• **PROBLEM DETAILS**
Leave out the pictures, and write out exactly the lines from the beginning of the material to the line holding "para<br />restablecer la contraseña</h1>", that line included, and nothing else.

• **GIVEN DATA**
-*-*-

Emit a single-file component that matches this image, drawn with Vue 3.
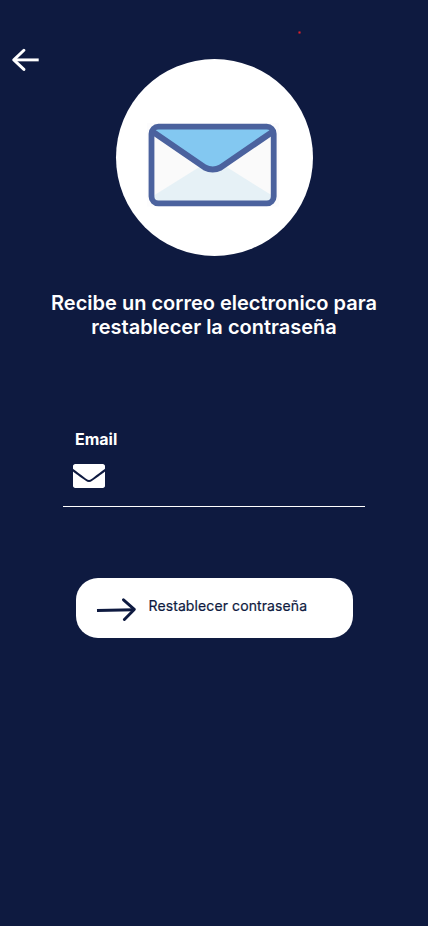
<script setup>
import { ref } from 'vue'

const email = ref('')
</script>

<template>
  <main class="screen">
    <header class="top">
      <button class="back" type="button" aria-label="Volver">
        <svg width="28" height="24" viewBox="0 0 28 24" fill="none" stroke="#fff" stroke-width="2.9">
          <path d="M26.700 11.900H2" />
          <path d="M11.900 2.300L1.800 11.900l10.100 9.500" stroke-linecap="round" stroke-linejoin="round" />
        </svg>
      </button>
      <span class="dot"></span>
    </header>

    <div class="badge">
      <svg width="132" height="84" viewBox="0 0 132 84">
        <rect width="132" height="83.5" fill="#fcfcfd" />
        <rect x="4.2" y="3.5" width="122.6" height="77" rx="7" fill="#fafafa" />
        <path d="M6 73L54 43h24l48 30v7H6z" fill="#e6f1f6" />
        <path d="M6 6h119L71 45q-5.300 3-10.600 0z" fill="#83c8f1" />
        <path d="M5 8.200L57.800 44.500Q65.700 48.600 73.600 44.500L126.400 8.200" fill="none" stroke="#4b629e" stroke-width="6.100" />
        <rect x="4.500" y="3.700" width="122.200" height="76.700" rx="7" fill="none" stroke="#4b629e" stroke-width="5.800" />
      </svg>
    </div>

    <h1 class="title">Recibe un correo electronico para<br />restablecer la contraseña</h1>

    <form class="form" @submit.prevent>
      <label class="label" for="email">Email</label>
      <div class="field">
        <svg width="32" height="24" viewBox="0 64 512 384" fill="#fff">
          <path d="M502.300 190.800c3.900-3.100 9.700-.2 9.700 4.700V412c0 20-16 36-36 36H36c-20 0-36-16-36-36V195.600c0-5 5.700-7.800 9.700-4.700 22.400 17.400 52.100 39.500 154.100 113.600 21.100 15.400 56.700 47.800 92.200 47.600 35.700.3 72-32.800 92.300-47.600 102-74.100 131.600-96.300 154-113.700zM256 320c23.200.4 56.600-29.200 73.400-41.400 132.700-96.300 142.800-104.700 173.400-128.700 5.800-4.500 9.200-11.500 9.200-18.900V100c0-20-16-36-36-36H36c-20 0-36 16-36 36v31c0 7.400 3.400 14.300 9.200 18.900 30.600 23.900 40.700 32.400 173.400 128.700 16.800 12.200 50.200 41.800 73.400 41.400z" />
        </svg>
        <input id="email" v-model="email" class="input" type="email" />
      </div>
      <button class="submit" type="submit">
        <svg width="40" height="24" viewBox="0 0 40 24" fill="none" stroke="#0e1a40" stroke-width="2.900">
          <path d="M1 12.500L38 11.700" />
          <path d="M27.500 1.800L38.300 11.400L28.400 21.400" stroke-linecap="round" stroke-linejoin="round" />
        </svg>
        <span class="submit-text">Restablecer contraseña</span>
      </button>
    </form>
  </main>
</template>

<style>
body {
  background: #0e1a40;
}
</style>

<style scoped>
.screen {
  box-sizing: border-box;
  display: flex;
  flex-direction: column;
  align-items: center;
  width: 428px;
  height: 926px;
  background: #0e1a40;
  color: #fff;
  font-family: Inter, sans-serif;
}

.top {
  position: relative;
  box-sizing: border-box;
  width: 100%;
  height: 59px;
  padding: 48px 0 0 12px;
}

.back {
  display: block;
  padding: 0;
  border: 0;
  background: none;
}

.back svg {
  display: block;
}

.dot {
  position: absolute;
  left: 298px;
  top: 31px;
  width: 3px;
  height: 3px;
  background: radial-gradient(circle, #e0202a 20%, rgba(200, 32, 44, 0.25) 70%);
}

.badge {
  box-sizing: border-box;
  width: 197px;
  height: 197px;
  margin-left: 1px;
  padding: 64px 0 0 31px;
  border-radius: 50%;
  background: #fff;
}

.badge svg {
  display: block;
}

.title {
  margin: 35px 0 0;
  font-size: 20px;
  line-height: 24px;
  font-weight: 600;
  text-align: center;
  white-space: nowrap;
}

.form {
  display: flex;
  flex-direction: column;
  width: 302px;
  margin-top: 90px;
}

.label {
  padding-left: 12px;
  font-size: 16px;
  line-height: 20px;
  font-weight: 700;
}

.field {
  box-sizing: border-box;
  display: flex;
  align-items: flex-start;
  gap: 12px;
  height: 58px;
  padding: 15px 0 0 10px;
  border-bottom: 1px solid #fff;
}

.input {
  flex: 1;
  min-width: 0;
  height: 24px;
  padding: 0;
  border: 0;
  outline: 0;
  background: none;
  color: #fff;
  font: 400 16px Inter, sans-serif;
}

.submit {
  box-sizing: border-box;
  display: flex;
  align-items: center;
  gap: 12.500px;
  width: 277px;
  height: 60px;
  margin: 71px 0 0 13px;
  padding: 3px 0 0 20px;
  border: 0;
  border-radius: 22px;
  background: #fff;
  color: #0e1a40;
}

.submit-text {
  margin-top: -8px;
  font: 400 14px/17px Inter, sans-serif;
  letter-spacing: 0.1px;
  -webkit-text-stroke: 0.2px #0e1a40;
  white-space: nowrap;
}
</style>
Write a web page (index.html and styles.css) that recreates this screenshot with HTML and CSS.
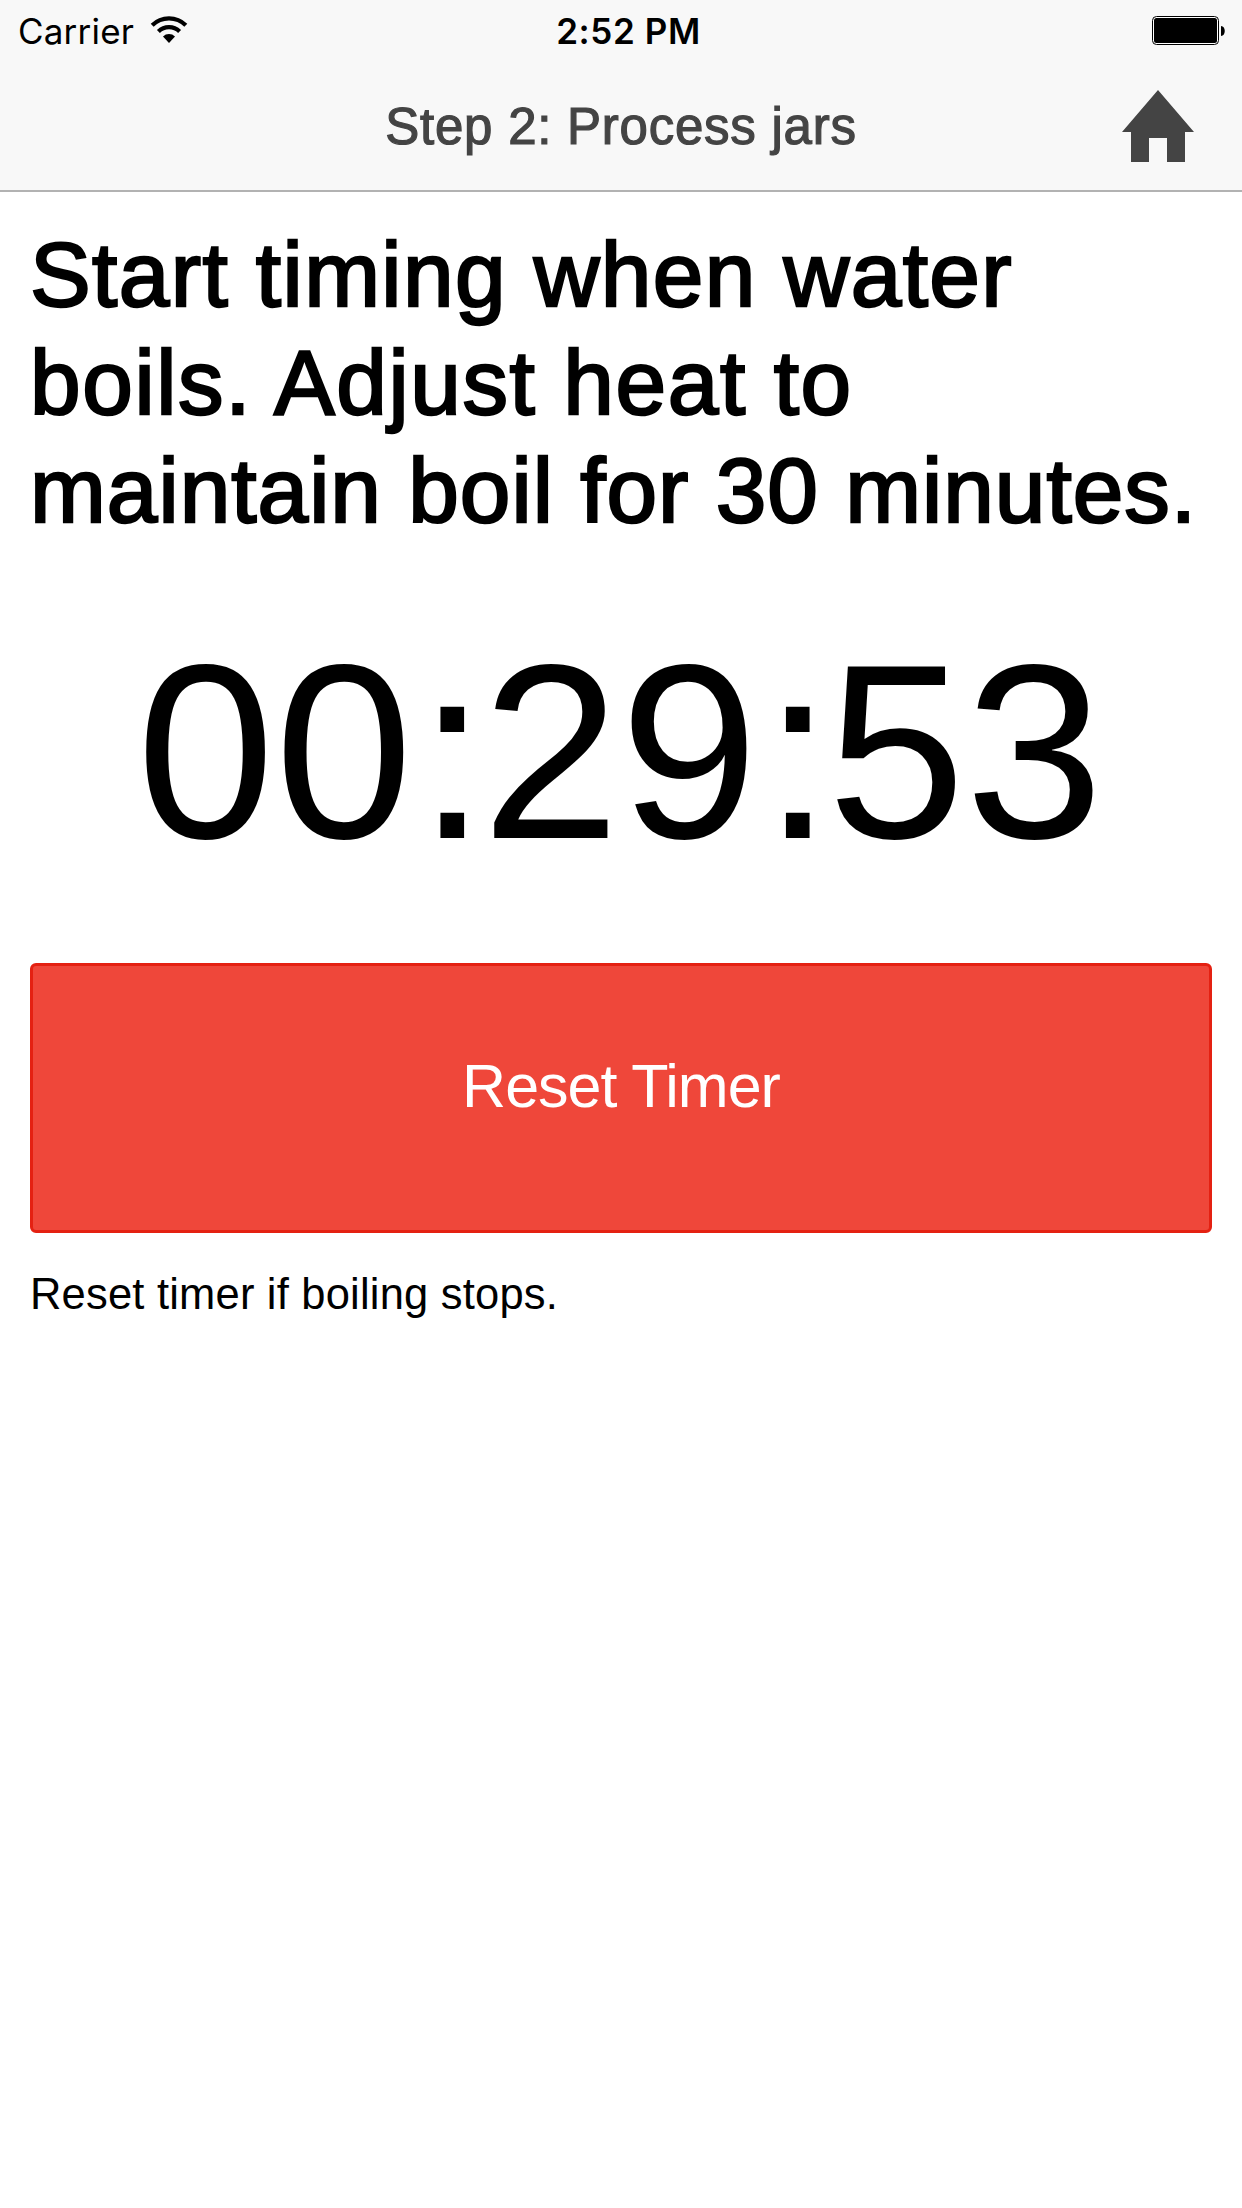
FILE: index.html
```html
<!DOCTYPE html>
<html lang="en">
<head>
<meta charset="utf-8">
<title>Step 2: Process jars</title>
<link rel="stylesheet" href="styles.css">
</head>
<body>
<header class="header">
  <div class="status">
    <div class="status-left">
      <span class="carrier">Carrier</span>
      <svg class="wifi" width="38" height="28" viewBox="0 0 38 28" aria-hidden="true">
        <g fill="none" stroke="#000" stroke-width="4.2">
          <path d="M2.2 9.2A23.9 23.9 0 0 1 35.8 9.2"/>
          <path d="M8.4 15.5A15.2 15.2 0 0 1 29.6 15.5"/>
        </g>
        <path d="M13 20.5A8.5 8.5 0 0 1 25 20.5L19 27Z"/>
      </svg>
    </div>
    <span class="time">2:52 PM</span>
    <svg class="battery" width="74" height="29" viewBox="0 0 74 29" aria-hidden="true">
      <rect x=".5" y=".5" width="66" height="28" rx="4" fill="#fff" stroke="#000"/>
      <rect x="2" y="2" width="63" height="25" rx="2.5"/>
      <path d="M69 10c5 0 5 10 0 10z"/>
    </svg>
  </div>
  <div class="navbar">
    <h2 class="title">Step 2: Process jars</h2>
    <svg class="home" width="72" height="72" viewBox="0 0 72 72" fill="#444" role="img" aria-label="Home">
      <path d="M36 0L72 42H63V72H45V48H27V72H9V42H0Z"/>
    </svg>
  </div>
</header>
<main class="content">
  <h1 class="instruction">
    <span class="line">Start timing when water</span>
    <span class="line line-wide">boils. Adjust heat to</span>
    <span class="line line-tight">maintain boil for 30 minutes.</span>
  </h1>
  <div class="timer">00<span class="colon">:</span>29<span class="colon">:</span>53</div>
  <button class="reset" type="button">Reset Timer</button>
  <p class="note">Reset timer if boiling stops.</p>
</main>
</body>
</html>
```

FILE: styles.css
```css
* { box-sizing: border-box; }

body {
  margin: 0;
  min-height: 2208px;
  background: #fff;
  color: #000;
  font-family: "Liberation Sans", Arial, sans-serif;
}

.header {
  height: 192px;
  background: #f8f8f8;
  border-bottom: 2px solid #b2b2b2;
}

.status {
  display: grid;
  grid-template-columns: 1fr auto 1fr;
  align-items: start;
  height: 60px;
  padding: 0 16px 0 18px;
  font-family: Inter, sans-serif;
  font-size: 35px;
  line-height: 62px;
}

.status-left { display: flex; }
.carrier { letter-spacing: 0.2px; }

.wifi { margin: 16px 0 0 16px; }

.time {
  padding-left: 13px;
  font-weight: 600;
  letter-spacing: 0.6px;
}

.battery {
  justify-self: end;
  margin-top: 16px;
}

.navbar {
  display: grid;
  grid-template-columns: 1fr auto 1fr;
  height: 130px;
  padding: 0 48px;
}

.title {
  grid-column: 2;
  margin: 0;
  color: #444;
  font-size: 51px;
  font-weight: 400;
  line-height: 134px;
  letter-spacing: 0.75px;
  -webkit-text-stroke: 1.2px #444;
}

.home {
  justify-self: end;
  margin-top: 30px;
}

.content {
  display: flex;
  flex-direction: column;
  padding: 29px 30px;
}

.instruction {
  margin: 0;
  font-size: 91px;
  font-weight: 400;
  line-height: 108px;
  white-space: nowrap;
  -webkit-text-stroke: 2.4px #000;
}

.line {
  display: block;
  letter-spacing: 1.4px;
}

.line-wide { letter-spacing: 1.6px; }
.line-tight { letter-spacing: 1px; }

.timer {
  margin: 58px 2px 0 0;
  font-size: 248.4px;
  line-height: 298px;
  text-align: center;
}

.colon { margin: 0 -5px 0 5px; }

.reset {
  height: 270px;
  margin-top: 62px;
  padding: 0 0 24px;
  border: 3px solid #e42112;
  border-radius: 6px;
  background: #ef473a;
  color: #fff;
  font-family: inherit;
  font-size: 61px;
  letter-spacing: -1px;
}

.note {
  margin: 31px 0 0;
  font-size: 43.5px;
  line-height: 60px;
  letter-spacing: 0.2px;
}
```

-*-*-

• **EXERCISE RESPONSE**
Emit a single-file component that matches this image, drawn with Vue 3.
<script setup>
import { ref } from 'vue'

const email = ref('')
</script>

<template>
  <main class="screen">
    <header class="top">
      <button class="back" type="button" aria-label="Volver">
        <svg width="28" height="24" viewBox="0 0 28 24" fill="none" stroke="#fff" stroke-width="2.9">
          <path d="M26.700 11.900H2" />
          <path d="M11.900 2.300L1.800 11.900l10.100 9.500" stroke-linecap="round" stroke-linejoin="round" />
        </svg>
      </button>
      <span class="dot"></span>
    </header>

    <div class="badge">
      <svg width="132" height="84" viewBox="0 0 132 84">
        <rect width="132" height="83.5" fill="#fcfcfd" />
        <rect x="4.2" y="3.5" width="122.6" height="77" rx="7" fill="#fafafa" />
        <path d="M6 73L54 43h24l48 30v7H6z" fill="#e6f1f6" />
        <path d="M6 6h119L71 45q-5.300 3-10.600 0z" fill="#83c8f1" />
        <path d="M5 8.200L57.800 44.500Q65.700 48.600 73.600 44.500L126.400 8.200" fill="none" stroke="#4b629e" stroke-width="6.100" />
        <rect x="4.500" y="3.700" width="122.200" height="76.700" rx="7" fill="none" stroke="#4b629e" stroke-width="5.800" />
      </svg>
    </div>

    <h1 class="title">Recibe un correo electronico para<br />restablecer la contraseña</h1>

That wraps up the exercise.